Whitby, UK has a very varied and interesting past. Little is known about the town, before the construction of the forerunner of Whitby Abbey, which was a wooden church structure, built on the top of the East Cliff in AD 657. In the Roman period there was a lighthouse, probably situated at the same site, which gave rise to the Saxon name of Streonshalh (lighhouse bay). There could possibly have been a Roman settlement, but the only indication of such, is a couple of coins found here, and the close proximity of the Roman Roads.
St. Hilda founded the Whitby Abbey in AD 657, and lived there until her death in AD 680. She was a remarkable woman, very knowledgeable and wise.
It was she who inspired a lowly herdsman Caedmon, to write down his dreams, he in turn became a famous poet. The Synod of Whitby, in AD 664 calculated
the date for Easter.
Legend has it that St. Hilda drove a plague of snakes off the end of the cliff, and these turned to stone. The stone like fossils called Ammonites are, in fact, called hildoceras after St. Hilda. Many years ago, snakes heads were carved onto the ammonites and sold as souvenirs. Three ammonites are on the plaque of the Town of Whitby.

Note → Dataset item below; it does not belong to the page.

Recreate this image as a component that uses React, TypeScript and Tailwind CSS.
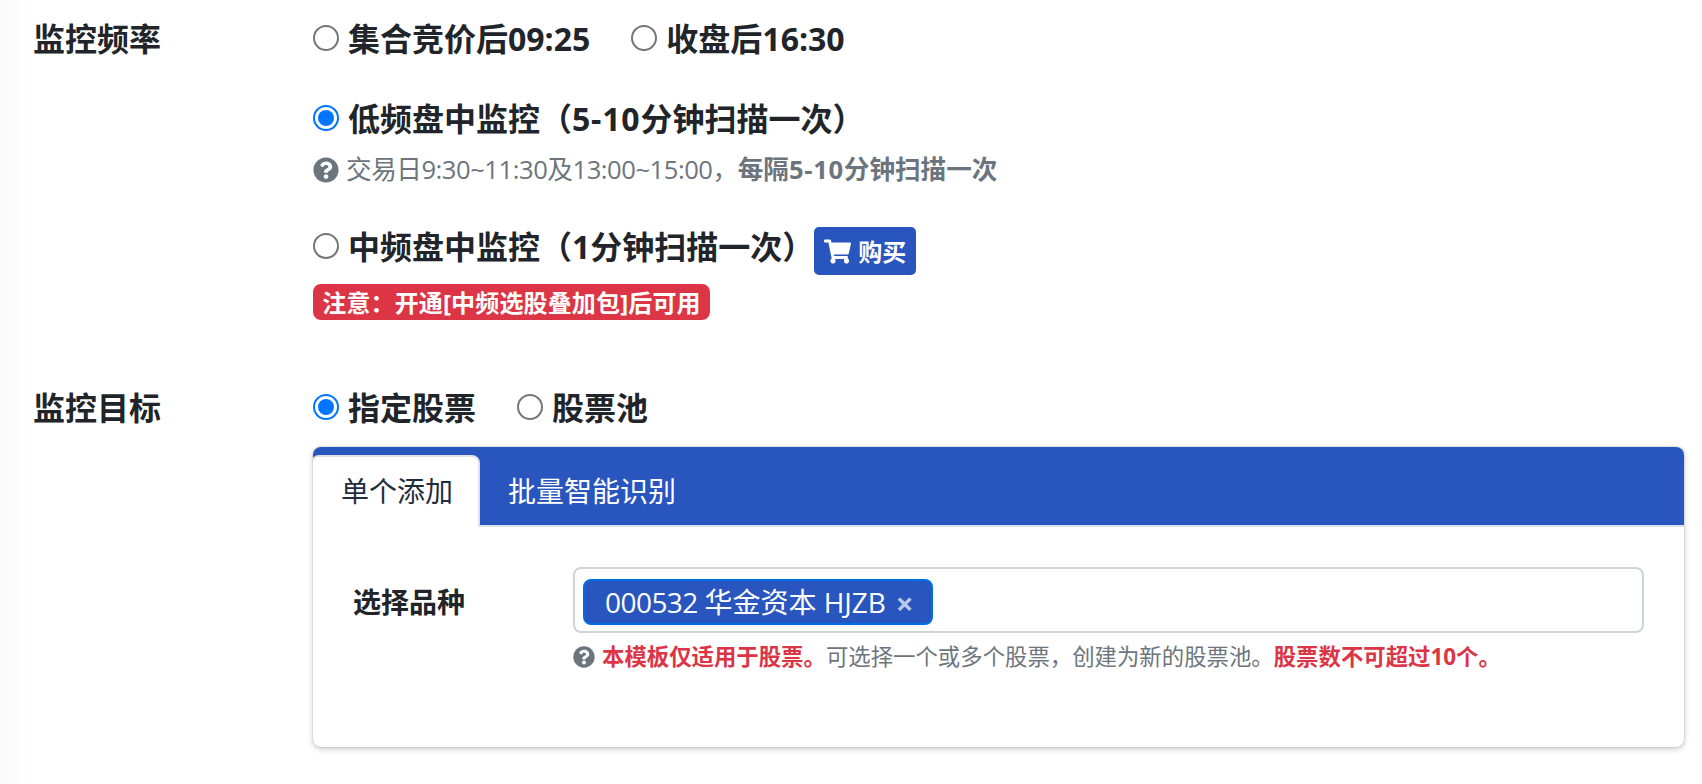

After the death of St. Hilda, the wooden monastery was replaced by a 40 cell stone building, later to be destroyed by the Danes circa AD 866. It lay derelict for a further two centuries until the present Whitby Abbey started to be built around 1078, after the land was given to Reinfrid, a Knight. It was around this time that the town obtained its modern name of Whitby (white-town).
In 1334, a gale blew down the nave walls of Whitby Abbey, again it was rebuilt. The Reformation by Henry VIII with the Dissolution of the Monastries destroyed Whitby Abbey in 1539. The building stood until 1711, but then in 1736 the south transept collapsed and the nave fell in 1794. In 1830 the central tower crumbled, and storms damaged the choir in 1839. The Abbey was shelled by the Germans on December 14th, 1914.
When the present day Whitby Abbey was rebuilt in about 1078, Whitby flourished, and the population grew from just a few houses on the cliffs near the Whitby Abbey, to many buildings on both sides of the river. In 1528, King Henry VIII, granted permission for a fair in honour of St. Hilda, on August 25th and a second fair in November. Around the time of Elizabeth 1st (1558-1603), Whitby was an established fishing port, with a growing population.
By the end of the 1500’s, a Thomas Chaloner of York, travelled to Italy and visited some alum works. Recognising the alum rock as being similar to the rocks near his estate in North Yorkshire, he started an alum industry here, and this broke the monopoly that Italy had in supplying England with alum, which was essential in the fixing of dyes in cloth and the curing of leather. The production of alum, in the many mines around the area further increased the commerce in Whitby, UK.
Around the middle of the 18th century, there was an expansion of the port’s fishing to include whaling. Between 1753 and 1837, there were 577 whaling expeditions. The most famous of the whaling captains was Captain William Scoresby (1760-1829), who invented the crow’s nest in 1807. Over the years, this industry declined, with the number of whales caught decreasing, and by 1837 the last ship The Camden made its final whaling voyage.
Another famous son of the Town of Whitby , is Captain James Cook (1728 - 1779). Captain Cook was born in Marton, he moved to Great Ayton when he was 8 years old, where he attended the local school (now a museum). At the age of 16, he moved to Staithes to become an apprentice to a grocer. The love of the sea, however, saw him to move to Whitby after 18 months, to live with the Walker family, a local shipbuilders. After serving a three year apprenticeship, he then sailed with the merchant navy rising through the ranks.
In 1755 he joined the Royal Navy, and in 1768 he commanded HMS Endeavour, which was hired by the Royal Society to record the transit of Venus, across the sun. Captain Cook sailed to the Pacific, where the observations were to be made, and then continued to map out New Zealand and later the coastline of Australia.
In 1839, George Hudson built the Whitby to Pickering Railway, which greatly increased the popularity of Whitby as a tourist destination. He was also responsible for the building of the West Cliff area with its large houses and hotels. Since the Victorian times onwards, Whitby has gone from strength to strength with regard to tourism. There are now a wide variety of guest houses, hotels, self-catering establishments and restaurants.
Growth continues in Whitby, UK, with the introduction of even more tourist related properties and attractions. Television and filming, enhances the popularity of the area making Whitby one of the most desirable places to live in England.